SOURCE MATERIAL:
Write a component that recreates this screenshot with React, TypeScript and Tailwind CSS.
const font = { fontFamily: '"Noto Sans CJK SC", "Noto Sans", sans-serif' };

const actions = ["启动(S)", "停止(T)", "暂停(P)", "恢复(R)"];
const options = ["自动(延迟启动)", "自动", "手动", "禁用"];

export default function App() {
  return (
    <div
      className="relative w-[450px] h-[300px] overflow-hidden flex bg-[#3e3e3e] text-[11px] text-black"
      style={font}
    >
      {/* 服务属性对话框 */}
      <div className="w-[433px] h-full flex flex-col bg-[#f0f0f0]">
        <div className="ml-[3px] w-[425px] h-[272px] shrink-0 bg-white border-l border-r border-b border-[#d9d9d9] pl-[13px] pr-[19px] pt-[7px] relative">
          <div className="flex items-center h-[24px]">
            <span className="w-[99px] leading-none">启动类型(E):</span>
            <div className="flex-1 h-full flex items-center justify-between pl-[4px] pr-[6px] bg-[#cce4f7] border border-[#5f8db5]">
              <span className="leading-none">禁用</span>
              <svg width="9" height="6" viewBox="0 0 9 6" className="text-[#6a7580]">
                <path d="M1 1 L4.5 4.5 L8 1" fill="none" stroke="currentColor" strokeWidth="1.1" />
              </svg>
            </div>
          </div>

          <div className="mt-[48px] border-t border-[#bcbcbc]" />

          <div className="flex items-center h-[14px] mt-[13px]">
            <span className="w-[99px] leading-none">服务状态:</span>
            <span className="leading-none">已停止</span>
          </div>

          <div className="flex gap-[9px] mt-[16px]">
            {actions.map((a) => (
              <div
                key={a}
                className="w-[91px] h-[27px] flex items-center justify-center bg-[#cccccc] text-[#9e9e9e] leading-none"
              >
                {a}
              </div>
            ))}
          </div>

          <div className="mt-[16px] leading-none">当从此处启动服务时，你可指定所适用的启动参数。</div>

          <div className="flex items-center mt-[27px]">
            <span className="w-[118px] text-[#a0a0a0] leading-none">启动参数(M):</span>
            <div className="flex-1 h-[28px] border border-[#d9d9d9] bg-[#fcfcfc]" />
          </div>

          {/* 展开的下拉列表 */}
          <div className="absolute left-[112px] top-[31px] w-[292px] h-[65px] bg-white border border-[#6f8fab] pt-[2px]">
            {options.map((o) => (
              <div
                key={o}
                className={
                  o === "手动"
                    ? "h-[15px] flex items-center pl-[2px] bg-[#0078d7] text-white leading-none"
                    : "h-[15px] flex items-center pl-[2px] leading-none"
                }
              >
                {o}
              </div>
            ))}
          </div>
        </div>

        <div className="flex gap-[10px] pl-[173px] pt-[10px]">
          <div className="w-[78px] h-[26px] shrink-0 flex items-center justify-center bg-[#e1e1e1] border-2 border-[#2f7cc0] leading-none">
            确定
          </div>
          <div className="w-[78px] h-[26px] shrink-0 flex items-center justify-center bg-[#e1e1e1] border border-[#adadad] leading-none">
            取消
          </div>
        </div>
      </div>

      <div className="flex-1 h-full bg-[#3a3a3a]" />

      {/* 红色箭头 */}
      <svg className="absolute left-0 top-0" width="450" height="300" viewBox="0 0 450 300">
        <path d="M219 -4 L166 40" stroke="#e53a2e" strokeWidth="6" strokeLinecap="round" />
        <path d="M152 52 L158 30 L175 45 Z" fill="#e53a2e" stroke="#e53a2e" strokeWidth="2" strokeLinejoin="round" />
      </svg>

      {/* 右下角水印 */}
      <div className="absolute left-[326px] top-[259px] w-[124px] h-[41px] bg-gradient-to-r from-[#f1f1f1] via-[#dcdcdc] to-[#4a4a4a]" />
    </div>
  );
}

WHAT IS BEING ASKED:
Copy out each line above, character for character.

OUTPUT FOR THIS EXERCISE:
Write a component that recreates this screenshot with React, TypeScript and Tailwind CSS.
const font = { fontFamily: '"Noto Sans CJK SC", "Noto Sans", sans-serif' };

const actions = ["启动(S)", "停止(T)", "暂停(P)", "恢复(R)"];
const options = ["自动(延迟启动)", "自动", "手动", "禁用"];

export default function App() {
  return (
    <div
      className="relative w-[450px] h-[300px] overflow-hidden flex bg-[#3e3e3e] text-[11px] text-black"
      style={font}
    >
      {/* 服务属性对话框 */}
      <div className="w-[433px] h-full flex flex-col bg-[#f0f0f0]">
        <div className="ml-[3px] w-[425px] h-[272px] shrink-0 bg-white border-l border-r border-b border-[#d9d9d9] pl-[13px] pr-[19px] pt-[7px] relative">
          <div className="flex items-center h-[24px]">
            <span className="w-[99px] leading-none">启动类型(E):</span>
            <div className="flex-1 h-full flex items-center justify-between pl-[4px] pr-[6px] bg-[#cce4f7] border border-[#5f8db5]">
              <span className="leading-none">禁用</span>
              <svg width="9" height="6" viewBox="0 0 9 6" className="text-[#6a7580]">
                <path d="M1 1 L4.5 4.5 L8 1" fill="none" stroke="currentColor" strokeWidth="1.1" />
              </svg>
            </div>
          </div>

          <div className="mt-[48px] border-t border-[#bcbcbc]" />

          <div className="flex items-center h-[14px] mt-[13px]">
            <span className="w-[99px] leading-none">服务状态:</span>
            <span className="leading-none">已停止</span>
          </div>

          <div className="flex gap-[9px] mt-[16px]">
            {actions.map((a) => (
              <div
                key={a}
                className="w-[91px] h-[27px] flex items-center justify-center bg-[#cccccc] text-[#9e9e9e] leading-none"
              >
                {a}
              </div>
            ))}
          </div>

          <div className="mt-[16px] leading-none">当从此处启动服务时，你可指定所适用的启动参数。</div>

          <div className="flex items-center mt-[27px]">
            <span className="w-[118px] text-[#a0a0a0] leading-none">启动参数(M):</span>
            <div className="flex-1 h-[28px] border border-[#d9d9d9] bg-[#fcfcfc]" />
          </div>

          {/* 展开的下拉列表 */}
          <div className="absolute left-[112px] top-[31px] w-[292px] h-[65px] bg-white border border-[#6f8fab] pt-[2px]">
            {options.map((o) => (
              <div
                key={o}
                className={
                  o === "手动"
                    ? "h-[15px] flex items-center pl-[2px] bg-[#0078d7] text-white leading-none"
                    : "h-[15px] flex items-center pl-[2px] leading-none"
                }
              >
                {o}
              </div>
            ))}
          </div>
        </div>

        <div className="flex gap-[10px] pl-[173px] pt-[10px]">
          <div className="w-[78px] h-[26px] shrink-0 flex items-center justify-center bg-[#e1e1e1] border-2 border-[#2f7cc0] leading-none">
            确定
          </div>
          <div className="w-[78px] h-[26px] shrink-0 flex items-center justify-center bg-[#e1e1e1] border border-[#adadad] leading-none">
            取消
          </div>
        </div>
      </div>

      <div className="flex-1 h-full bg-[#3a3a3a]" />

      {/* 红色箭头 */}
      <svg className="absolute left-0 top-0" width="450" height="300" viewBox="0 0 450 300">
        <path d="M219 -4 L166 40" stroke="#e53a2e" strokeWidth="6" strokeLinecap="round" />
        <path d="M152 52 L158 30 L175 45 Z" fill="#e53a2e" stroke="#e53a2e" strokeWidth="2" strokeLinejoin="round" />
      </svg>

      {/* 右下角水印 */}
      <div className="absolute left-[326px] top-[259px] w-[124px] h-[41px] bg-gradient-to-r from-[#f1f1f1] via-[#dcdcdc] to-[#4a4a4a]" />
    </div>
  );
}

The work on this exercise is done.